- **Collected data**:
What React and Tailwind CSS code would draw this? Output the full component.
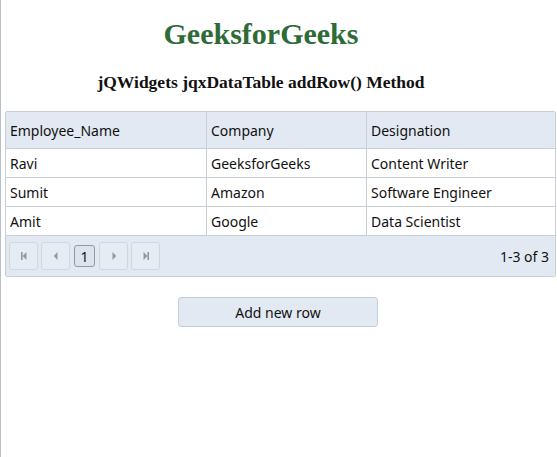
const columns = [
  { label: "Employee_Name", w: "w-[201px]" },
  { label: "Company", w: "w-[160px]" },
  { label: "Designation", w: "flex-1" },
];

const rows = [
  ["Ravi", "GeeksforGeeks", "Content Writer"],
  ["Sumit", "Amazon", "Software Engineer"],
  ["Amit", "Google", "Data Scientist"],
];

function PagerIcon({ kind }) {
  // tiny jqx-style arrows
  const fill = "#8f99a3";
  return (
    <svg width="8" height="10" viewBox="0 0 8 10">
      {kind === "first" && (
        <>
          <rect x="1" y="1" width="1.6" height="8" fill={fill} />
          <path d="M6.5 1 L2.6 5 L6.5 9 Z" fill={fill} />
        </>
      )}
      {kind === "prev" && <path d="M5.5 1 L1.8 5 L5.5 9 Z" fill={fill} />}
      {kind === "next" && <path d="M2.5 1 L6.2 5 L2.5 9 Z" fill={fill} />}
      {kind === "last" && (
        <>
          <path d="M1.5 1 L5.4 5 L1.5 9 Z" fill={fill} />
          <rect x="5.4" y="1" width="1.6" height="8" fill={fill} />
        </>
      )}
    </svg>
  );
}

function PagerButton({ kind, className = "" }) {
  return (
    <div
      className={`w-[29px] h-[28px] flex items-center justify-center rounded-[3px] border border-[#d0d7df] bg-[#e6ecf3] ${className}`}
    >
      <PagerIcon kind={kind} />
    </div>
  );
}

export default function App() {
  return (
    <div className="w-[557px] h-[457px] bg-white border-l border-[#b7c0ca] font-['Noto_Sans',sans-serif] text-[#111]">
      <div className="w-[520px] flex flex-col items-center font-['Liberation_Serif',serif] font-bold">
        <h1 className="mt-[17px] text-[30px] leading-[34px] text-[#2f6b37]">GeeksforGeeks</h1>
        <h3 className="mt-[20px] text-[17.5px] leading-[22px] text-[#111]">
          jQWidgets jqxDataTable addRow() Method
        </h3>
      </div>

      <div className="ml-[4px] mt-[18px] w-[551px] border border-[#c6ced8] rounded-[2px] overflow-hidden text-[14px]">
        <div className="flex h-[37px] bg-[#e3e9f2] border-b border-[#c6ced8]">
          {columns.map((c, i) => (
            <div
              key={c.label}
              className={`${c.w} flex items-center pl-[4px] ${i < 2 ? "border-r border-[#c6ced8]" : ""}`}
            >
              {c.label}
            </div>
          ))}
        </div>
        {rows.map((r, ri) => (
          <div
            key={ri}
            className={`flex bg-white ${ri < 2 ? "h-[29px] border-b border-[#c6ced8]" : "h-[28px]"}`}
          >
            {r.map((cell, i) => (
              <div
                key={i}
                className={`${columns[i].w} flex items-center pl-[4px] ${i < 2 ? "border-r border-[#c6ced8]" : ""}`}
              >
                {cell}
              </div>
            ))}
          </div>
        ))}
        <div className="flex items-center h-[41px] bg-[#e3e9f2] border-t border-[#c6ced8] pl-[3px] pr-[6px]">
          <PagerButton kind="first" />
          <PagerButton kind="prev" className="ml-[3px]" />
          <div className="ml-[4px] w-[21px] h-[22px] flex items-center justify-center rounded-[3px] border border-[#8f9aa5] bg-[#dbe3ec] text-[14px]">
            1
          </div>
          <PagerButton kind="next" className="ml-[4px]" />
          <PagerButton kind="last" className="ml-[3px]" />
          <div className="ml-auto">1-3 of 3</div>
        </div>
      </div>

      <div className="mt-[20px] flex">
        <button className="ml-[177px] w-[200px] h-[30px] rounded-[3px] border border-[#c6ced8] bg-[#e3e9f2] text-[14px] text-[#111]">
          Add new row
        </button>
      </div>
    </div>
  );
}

- **What you will do**: Give an exact reproduction of every line, leaving out any picture.

- **Written answer**:
What React and Tailwind CSS code would draw this? Output the full component.
const columns = [
  { label: "Employee_Name", w: "w-[201px]" },
  { label: "Company", w: "w-[160px]" },
  { label: "Designation", w: "flex-1" },
];

const rows = [
  ["Ravi", "GeeksforGeeks", "Content Writer"],
  ["Sumit", "Amazon", "Software Engineer"],
  ["Amit", "Google", "Data Scientist"],
];

function PagerIcon({ kind }) {
  // tiny jqx-style arrows
  const fill = "#8f99a3";
  return (
    <svg width="8" height="10" viewBox="0 0 8 10">
      {kind === "first" && (
        <>
          <rect x="1" y="1" width="1.6" height="8" fill={fill} />
          <path d="M6.5 1 L2.6 5 L6.5 9 Z" fill={fill} />
        </>
      )}
      {kind === "prev" && <path d="M5.5 1 L1.8 5 L5.5 9 Z" fill={fill} />}
      {kind === "next" && <path d="M2.5 1 L6.2 5 L2.5 9 Z" fill={fill} />}
      {kind === "last" && (
        <>
          <path d="M1.5 1 L5.4 5 L1.5 9 Z" fill={fill} />
          <rect x="5.4" y="1" width="1.6" height="8" fill={fill} />
        </>
      )}
    </svg>
  );
}

function PagerButton({ kind, className = "" }) {
  return (
    <div
      className={`w-[29px] h-[28px] flex items-center justify-center rounded-[3px] border border-[#d0d7df] bg-[#e6ecf3] ${className}`}
    >
      <PagerIcon kind={kind} />
    </div>
  );
}

export default function App() {
  return (
    <div className="w-[557px] h-[457px] bg-white border-l border-[#b7c0ca] font-['Noto_Sans',sans-serif] text-[#111]">
      <div className="w-[520px] flex flex-col items-center font-['Liberation_Serif',serif] font-bold">
        <h1 className="mt-[17px] text-[30px] leading-[34px] text-[#2f6b37]">GeeksforGeeks</h1>
        <h3 className="mt-[20px] text-[17.5px] leading-[22px] text-[#111]">
          jQWidgets jqxDataTable addRow() Method
        </h3>
      </div>

      <div className="ml-[4px] mt-[18px] w-[551px] border border-[#c6ced8] rounded-[2px] overflow-hidden text-[14px]">
        <div className="flex h-[37px] bg-[#e3e9f2] border-b border-[#c6ced8]">
          {columns.map((c, i) => (
            <div
              key={c.label}
              className={`${c.w} flex items-center pl-[4px] ${i < 2 ? "border-r border-[#c6ced8]" : ""}`}
            >
              {c.label}
            </div>
          ))}
        </div>
        {rows.map((r, ri) => (
          <div
            key={ri}
            className={`flex bg-white ${ri < 2 ? "h-[29px] border-b border-[#c6ced8]" : "h-[28px]"}`}
          >
            {r.map((cell, i) => (
              <div
                key={i}
                className={`${columns[i].w} flex items-center pl-[4px] ${i < 2 ? "border-r border-[#c6ced8]" : ""}`}
              >
                {cell}
              </div>
            ))}
          </div>
        ))}
        <div className="flex items-center h-[41px] bg-[#e3e9f2] border-t border-[#c6ced8] pl-[3px] pr-[6px]">
          <PagerButton kind="first" />
          <PagerButton kind="prev" className="ml-[3px]" />
          <div className="ml-[4px] w-[21px] h-[22px] flex items-center justify-center rounded-[3px] border border-[#8f9aa5] bg-[#dbe3ec] text-[14px]">
            1
          </div>
          <PagerButton kind="next" className="ml-[4px]" />
          <PagerButton kind="last" className="ml-[3px]" />
          <div className="ml-auto">1-3 of 3</div>
        </div>
      </div>

      <div className="mt-[20px] flex">
        <button className="ml-[177px] w-[200px] h-[30px] rounded-[3px] border border-[#c6ced8] bg-[#e3e9f2] text-[14px] text-[#111]">
          Add new row
        </button>
      </div>
    </div>
  );
}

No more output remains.